Wiceszef MSWiA zaznaczył, że Polska nie jest jedynym państwem dotkniętym atakiem hybrydowym ze strony Białorusi, który wprowadził stan nadzwyczajny. Na początku lipca br. rząd litewski ogłosił wprowadzenie stanu nadzwyczajnego. Natomiast na Łotwie stan wyjątkowy w rejonach przygranicznych z Białorusią wprowadzono na okres od 11 sierpnia do 10 listopada br.

W swoim wystąpieniu w Sejmie wiceminister odniósł się również do pomocy humanitarnej, przygotowanej dla migrantów przez stronę polską.

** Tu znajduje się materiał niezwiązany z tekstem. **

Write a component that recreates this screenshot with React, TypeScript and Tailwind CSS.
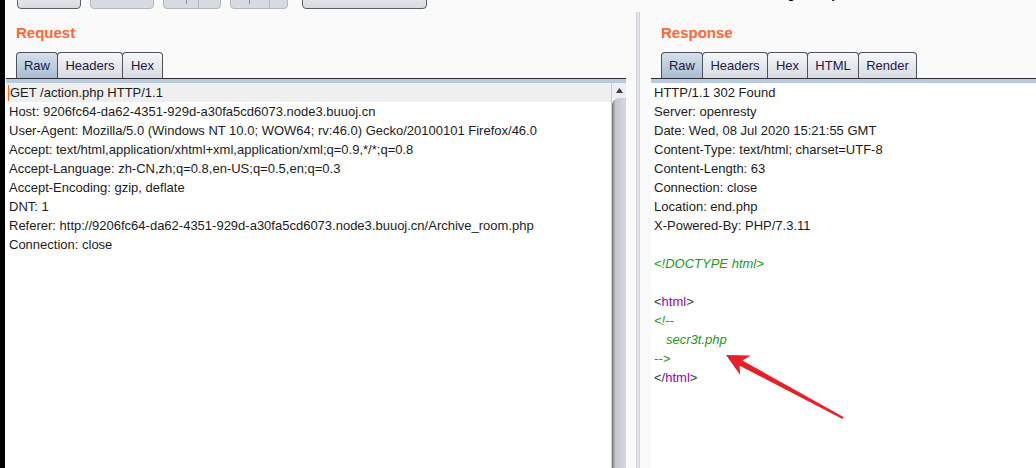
const requestLines = [
  'Host: 9206fc64-da62-4351-929d-a30fa5cd6073.node3.buuoj.cn',
  'User-Agent: Mozilla/5.0 (Windows NT 10.0; WOW64; rv:46.0) Gecko/20100101 Firefox/46.0',
  'Accept: text/html,application/xhtml+xml,application/xml;q=0.9,*/*;q=0.8',
  'Accept-Language: zh-CN,zh;q=0.8,en-US;q=0.5,en;q=0.3',
  'Accept-Encoding: gzip, deflate',
  'DNT: 1',
  'Referer: http://9206fc64-da62-4351-929d-a30fa5cd6073.node3.buuoj.cn/Archive_room.php',
  'Connection: close',
];

const responseHeaders = [
  'HTTP/1.1 302 Found',
  'Server: openresty',
  'Date: Wed, 08 Jul 2020 15:21:55 GMT',
  'Content-Type: text/html; charset=UTF-8',
  'Content-Length: 63',
  'Connection: close',
  'Location: end.php',
  'X-Powered-By: PHP/7.3.11',
];

type Tab = { label: string; w: string };

function Tabs({ tabs }: { tabs: Tab[] }) {
  return (
    <div className="mt-[10px] flex h-[26px] pl-[10px]">
      {tabs.map((t, i) => (
        <div
          key={t.label}
          className={`flex shrink-0 items-center justify-center rounded-t-[4px] border border-b-0 border-[#4f525b] text-[13px] text-[#1b1b45] ${t.w} ${
            i > 0 ? '-ml-px' : ''
          } ${
            i === 0
              ? 'bg-[linear-gradient(#d5e0ea,#a8bdd1)]'
              : 'bg-[linear-gradient(#f6f7f9,#d7dae0)]'
          }`}>
          {t.label}
        </div>
      ))}
    </div>
  );
}

function PanelHead({ title, tabs }: { title: string; tabs: Tab[] }) {
  return (
    <>
      <div className="ml-[10px] mt-[15px] h-[18px] text-[15px] font-bold leading-[18px] text-[#ff6633]">
        {title}
      </div>
      <Tabs tabs={tabs} />
      {/* rule under the tabs */}
      <div className="h-px bg-[#2f313a]" />
      <div className="h-[4px] bg-[#b8cadb]" />
    </>
  );
}

function Line({ children, className = '' }: { children?: React.ReactNode; className?: string }) {
  return <div className={`h-[19px] whitespace-pre leading-[19px] ${className}`}>{children}</div>;
}

function Toolbar() {
  return (
    <div className="flex h-[9px] shrink-0 items-end overflow-hidden">
      <div className="ml-[12px] h-[24px] w-[64px] shrink-0 rounded-b-[4px] border border-[#5b5f69] bg-[linear-gradient(#f8f9fa,#d6d9df)]" />
      <div className="ml-[9px] h-[24px] w-[64px] shrink-0 rounded-b-[4px] border border-[#b3b7bf] bg-[#d6dae1]" />
      <div className="ml-[9px] flex h-[24px] w-[58px] shrink-0 items-end rounded-b-[4px] border border-[#b3b7bf] bg-[#d6dae1]">
        <div className="mb-[4px] ml-[22px] h-[4px] w-px bg-[#8a8e96]" />
        <div className="ml-[11px] h-full w-px bg-[#b3b7bf]" />
      </div>
      <div className="ml-[9px] flex h-[24px] w-[58px] shrink-0 items-end rounded-b-[4px] border border-[#b3b7bf] bg-[#d6dae1]">
        <div className="mb-[4px] ml-[18px] h-[4px] w-px bg-[#8a8e96]" />
        <div className="ml-[19px] h-full w-px bg-[#b3b7bf]" />
      </div>
      <div className="ml-[14px] h-[24px] w-[125px] shrink-0 rounded-b-[4px] border border-[#5b5f69] bg-[linear-gradient(#f8f9fa,#d6d9df)]" />
      {/* target label, scrolled mostly out of view */}
      <span className="-mt-[14px] ml-[341px] shrink-0 self-start whitespace-nowrap text-[13px] font-bold leading-[15px] text-black">
        Target: http://9206fc64-da62-4351-929d-a30fa5cd6073.node3.buuoj.cn
      </span>
    </div>
  );
}

function Tag({ name, close }: { name: string; close?: boolean }) {
  return (
    <>
      <span className="text-[#3c3c3c]">{close ? '</' : '<'}</span>
      <span className="text-[#a000b0]">{name}</span>
      <span className="text-[#3c3c3c]">&gt;</span>
    </>
  );
}

export default function App() {
  return (
    <div className="relative flex h-[468px] w-[1036px] overflow-hidden bg-[#fafafa] font-['Liberation_Sans',Arial,sans-serif] text-[13px] text-[#1c1c1c]">
      <div className="w-[5px] shrink-0 bg-black" />
      <div className="flex min-w-0 flex-1 flex-col">
        <Toolbar />
        <div className="flex min-h-0 flex-1">
          {/* Request */}
          <div className="ml-[1px] flex w-[620px] shrink-0 flex-col">
            <PanelHead
              title="Request"
              tabs={[
                { label: 'Raw', w: 'w-[42px]' },
                { label: 'Headers', w: 'w-[66px]' },
                { label: 'Hex', w: 'w-[41px]' },
              ]}
            />
            <div className="flex min-h-0 flex-1">
              <div className="flex-1 bg-white">
                <div className="flex h-[19px] items-center bg-[#efefef] pl-[2px]">
                  <span className="h-[16px] w-px bg-[#ff6a1a]" />
                  <span className="ml-px whitespace-pre leading-[19px]">GET /action.php HTTP/1.1</span>
                </div>
                {requestLines.map((l) => (
                  <Line key={l} className="pl-[3px]">
                    {l}
                  </Line>
                ))}
              </div>
              {/* scrollbar */}
              <div className="flex w-[15px] flex-col border-l border-[#c8cbd2]">
                <div className="flex h-[15px] items-center justify-center bg-[#eceef2]">
                  <svg width="7" height="5" viewBox="0 0 7 5">
                    <path d="M3.5 0 L7 5 L0 5 Z" fill="#3a3c42" />
                  </svg>
                </div>
                <div className="flex-1 rounded-tl-[7px] bg-[linear-gradient(to_right,#74777e,#c4c7ce_25%,#d5d8de)]" />
              </div>
            </div>
          </div>

          {/* splitter */}
          <div className="w-[25px] shrink-0 pl-[10px] pt-[3px]">
            <div className="h-full w-[4px] border-x border-[#d2d5dc] bg-[#e1e3e8]" />
          </div>

          {/* Response */}
          <div className="flex min-w-0 flex-1 flex-col">
            <PanelHead
              title="Response"
              tabs={[
                { label: 'Raw', w: 'w-[42px]' },
                { label: 'Headers', w: 'w-[66px]' },
                { label: 'Hex', w: 'w-[41px]' },
                { label: 'HTML', w: 'w-[52px]' },
                { label: 'Render', w: 'w-[59px]' },
              ]}
            />
            <div className="flex-1 bg-white pl-[3px]">
              {responseHeaders.map((l) => (
                <Line key={l}>{l}</Line>
              ))}
              <Line />
              <Line className="italic text-[#229922]">{'<!DOCTYPE html>'}</Line>
              <Line />
              <Line>
                <Tag name="html" />
              </Line>
              <Line className="italic text-[#229922]">{'<!--'}</Line>
              <Line className="pl-[12px] italic text-[#229922]">secr3t.php</Line>
              <Line className="italic text-[#229922]">{'-->'}</Line>
              <Line>
                <Tag name="html" close />
              </Line>
            </div>
          </div>
        </div>
      </div>

      {/* red annotation arrow */}
      <svg className="pointer-events-none absolute left-0 top-0" width="1036" height="468" viewBox="0 0 1036 468">
        <polygon
          points="726,355 750.6,355.6 742.4,360.5 843.5,417.1 842.5,418.9 739.6,365.7 740.2,375.1"
          fill="#e8202a"
        />
      </svg>
    </div>
  );
}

Rząd skierował transport humanitarny, aby można było udzielić pomocy, zgodnie z prawem, tym osobom, które na wysokości miejscowości Usnarz Górny znajdowały się po stronie białoruskiej, tuż za polską granicą. Ten transport nie został wpuszczony na teren Białorusi

– poinformował. Zaznaczył, że strona białoruska na bieżąco dostarcza migrantom żywność, w tym ciepłe posiłki i zapewnia opiekę medyczną.

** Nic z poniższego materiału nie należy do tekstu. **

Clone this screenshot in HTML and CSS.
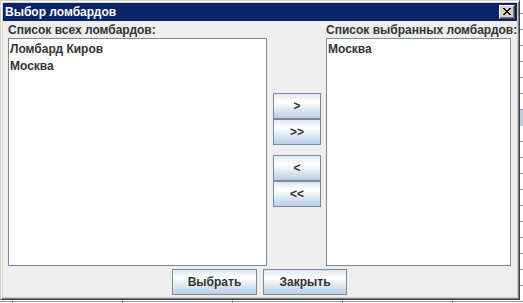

 Jestem przekonany, że gdyby nie działalność niektórych polskich parlamentarzystów, ta trudna sytuacja dla tej grupy migrantów już dawno by się skończyła. Bo tylko uwaga mediów i skupienie opinii publicznej spowodowała, że strona białoruska miała powód do tego, żeby tę sytuację utrzymywać

– dodał.

Wiceminister podkreślił również, że osoby, które przyjechały na Białoruś, dotarły tam dobrowolnie na wizach turystycznych. Mogą tam legalnie przebywać, ale nie mają prawa przekraczać granicy z Rzeczpospolitą.

Będziemy ten obowiązek strzeżenia granic egzekwowali z całą surowością, coraz mocniej, adekwatnie do sytuacji, która pojawi się na granicy. To ogromny priorytet polskiego rządu, a także MSWiA

– podsumował wiceszef resortu spraw wewnętrznych i administracji.